>>>>
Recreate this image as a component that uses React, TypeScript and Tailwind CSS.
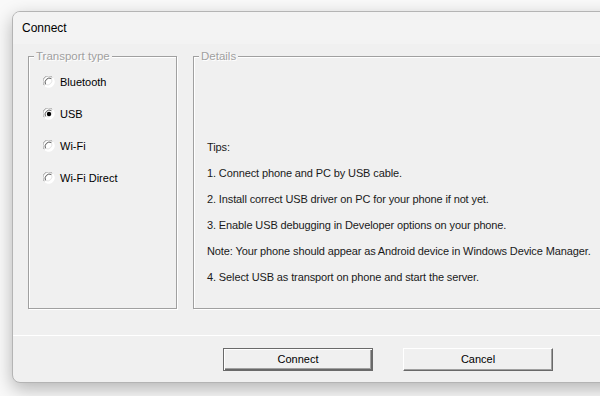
import { ReactNode } from 'react';

const font = { fontFamily: '"Liberation Sans", Arial, sans-serif' };

function Radio({ checked }: { checked?: boolean }) {
  return (
    <svg width="12" height="12" viewBox="0 0 12 12" className="shrink-0">
      <circle cx="6" cy="6" r="5.5" fill="#fff" />
      <path d="M1.5 9.5 A5.5 5.5 0 0 1 9.5 1.5" fill="none" stroke="#a0a0a0" strokeWidth="1" />
      <path d="M9.5 1.5 A5.5 5.5 0 0 1 1.5 9.5" fill="none" stroke="#ffffff" strokeWidth="1" />
      <path d="M2.5 8.5 A4.5 4.5 0 0 1 8.5 2.5" fill="none" stroke="#555" strokeWidth="1" />
      <path d="M8.5 2.5 A4.5 4.5 0 0 1 2.5 8.5" fill="none" stroke="#e3e3e3" strokeWidth="1" />
      {checked && <circle cx="6" cy="6" r="2.2" fill="#000" />}
    </svg>
  );
}

function Group({ title, className, children }: { title: string; className: string; children: ReactNode }) {
  return (
    <fieldset
      className={`h-[259px] border border-[#a0a0a0] shadow-[inset_1px_1px_0_#fff,1px_1px_0_#fff] ${className}`}
    >
      <legend className="ml-[5px] px-[2px] text-[11.5px] leading-[13px] text-[#a0a0a0] bg-[#f0f0f0] [text-shadow:1px_1px_0_#fff]">
        {title}
      </legend>
      {children}
    </fieldset>
  );
}

const transports = ['Bluetooth', 'USB', 'Wi-Fi', 'Wi-Fi Direct'];

const tips = [
  'Tips:',
  '1. Connect phone and PC by USB cable.',
  '2. Install correct USB driver on PC for your phone if not yet.',
  '3. Enable USB debugging in Developer options on your phone.',
  'Note: Your phone should appear as Android device in Windows Device Manager.',
  '4. Select USB as transport on phone and start the server.',
];

export default function App() {
  return (
    <div className="w-[600px] h-[396px] overflow-hidden bg-[#f9f9f9] pl-[12px] pt-[11px]" style={font}>
      <div className="w-[720px] h-[372px] rounded-tl-[8px] rounded-bl-[8px] border border-[#b4b4b4] bg-[#f0f0f0] shadow-[0_6px_18px_rgba(0,0,0,0.28)] overflow-hidden flex flex-col">
        {/* title bar */}
        <div className="h-[32px] bg-[#f3f3f3] flex items-center pl-[9px] text-[12px] text-black">Connect</div>

        <div className="flex pt-[6px] pl-[15px]">
          <Group title="Transport type" className="w-[149px]">
            <div className="pt-[3px] pl-[14px] flex flex-col">
              {transports.map((t) => (
                <div key={t} className="h-[32px] flex items-center gap-[5px] text-[11px] text-black">
                  <Radio checked={t === 'USB'} />
                  <span>{t}</span>
                </div>
              ))}
            </div>
          </Group>

          <Group title="Details" className="ml-[16px] w-[500px]">
            <div className="pt-[71px] pl-[13px] flex flex-col">
              {tips.map((t) => (
                <div key={t} className="h-[26px] flex items-center text-[11px] tracking-[-0.12px] text-[#1a1a1a] whitespace-nowrap">
                  {t}
                </div>
              ))}
            </div>
          </Group>
        </div>

        <div className="mt-[26px] border-t border-white" />

        <div className="flex pt-[12px] pl-[210px] gap-[30px]">
          <button className="w-[150px] h-[23px] bg-[#f0f0f0] border border-[#6a6a6a] shadow-[inset_1px_1px_0_#fff,inset_-1px_-1px_0_#696969,inset_-2px_-2px_0_#a0a0a0] text-[11px] text-black">
            Connect
          </button>
          <button className="w-[150px] h-[23px] bg-[#f0f0f0] border border-t-white border-l-white border-r-[#696969] border-b-[#696969] shadow-[inset_-1px_-1px_0_#a0a0a0] text-[11px] text-black">
            Cancel
          </button>
        </div>
      </div>
    </div>
  );
}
<<<<
» **WHAT YOU NEED TO DO**
Every line of text is to be repeated exactly; pictures are left out.

» **COMPLETE OUTPUT**
Recreate this image as a component that uses React, TypeScript and Tailwind CSS.
import { ReactNode } from 'react';

const font = { fontFamily: '"Liberation Sans", Arial, sans-serif' };

function Radio({ checked }: { checked?: boolean }) {
  return (
    <svg width="12" height="12" viewBox="0 0 12 12" className="shrink-0">
      <circle cx="6" cy="6" r="5.5" fill="#fff" />
      <path d="M1.5 9.5 A5.5 5.5 0 0 1 9.5 1.5" fill="none" stroke="#a0a0a0" strokeWidth="1" />
      <path d="M9.5 1.5 A5.5 5.5 0 0 1 1.5 9.5" fill="none" stroke="#ffffff" strokeWidth="1" />
      <path d="M2.5 8.5 A4.5 4.5 0 0 1 8.5 2.5" fill="none" stroke="#555" strokeWidth="1" />
      <path d="M8.5 2.5 A4.5 4.5 0 0 1 2.5 8.5" fill="none" stroke="#e3e3e3" strokeWidth="1" />
      {checked && <circle cx="6" cy="6" r="2.2" fill="#000" />}
    </svg>
  );
}

function Group({ title, className, children }: { title: string; className: string; children: ReactNode }) {
  return (
    <fieldset
      className={`h-[259px] border border-[#a0a0a0] shadow-[inset_1px_1px_0_#fff,1px_1px_0_#fff] ${className}`}
    >
      <legend className="ml-[5px] px-[2px] text-[11.5px] leading-[13px] text-[#a0a0a0] bg-[#f0f0f0] [text-shadow:1px_1px_0_#fff]">
        {title}
      </legend>
      {children}
    </fieldset>
  );
}

const transports = ['Bluetooth', 'USB', 'Wi-Fi', 'Wi-Fi Direct'];

const tips = [
  'Tips:',
  '1. Connect phone and PC by USB cable.',
  '2. Install correct USB driver on PC for your phone if not yet.',
  '3. Enable USB debugging in Developer options on your phone.',
  'Note: Your phone should appear as Android device in Windows Device Manager.',
  '4. Select USB as transport on phone and start the server.',
];

export default function App() {
  return (
    <div className="w-[600px] h-[396px] overflow-hidden bg-[#f9f9f9] pl-[12px] pt-[11px]" style={font}>
      <div className="w-[720px] h-[372px] rounded-tl-[8px] rounded-bl-[8px] border border-[#b4b4b4] bg-[#f0f0f0] shadow-[0_6px_18px_rgba(0,0,0,0.28)] overflow-hidden flex flex-col">
        {/* title bar */}
        <div className="h-[32px] bg-[#f3f3f3] flex items-center pl-[9px] text-[12px] text-black">Connect</div>

        <div className="flex pt-[6px] pl-[15px]">
          <Group title="Transport type" className="w-[149px]">
            <div className="pt-[3px] pl-[14px] flex flex-col">
              {transports.map((t) => (
                <div key={t} className="h-[32px] flex items-center gap-[5px] text-[11px] text-black">
                  <Radio checked={t === 'USB'} />
                  <span>{t}</span>
                </div>
              ))}
            </div>
          </Group>

          <Group title="Details" className="ml-[16px] w-[500px]">
            <div className="pt-[71px] pl-[13px] flex flex-col">
              {tips.map((t) => (
                <div key={t} className="h-[26px] flex items-center text-[11px] tracking-[-0.12px] text-[#1a1a1a] whitespace-nowrap">
                  {t}
                </div>
              ))}
            </div>
          </Group>
        </div>

        <div className="mt-[26px] border-t border-white" />

        <div className="flex pt-[12px] pl-[210px] gap-[30px]">
          <button className="w-[150px] h-[23px] bg-[#f0f0f0] border border-[#6a6a6a] shadow-[inset_1px_1px_0_#fff,inset_-1px_-1px_0_#696969,inset_-2px_-2px_0_#a0a0a0] text-[11px] text-black">
            Connect
          </button>
          <button className="w-[150px] h-[23px] bg-[#f0f0f0] border border-t-white border-l-white border-r-[#696969] border-b-[#696969] shadow-[inset_-1px_-1px_0_#a0a0a0] text-[11px] text-black">
            Cancel
          </button>
        </div>
      </div>
    </div>
  );
}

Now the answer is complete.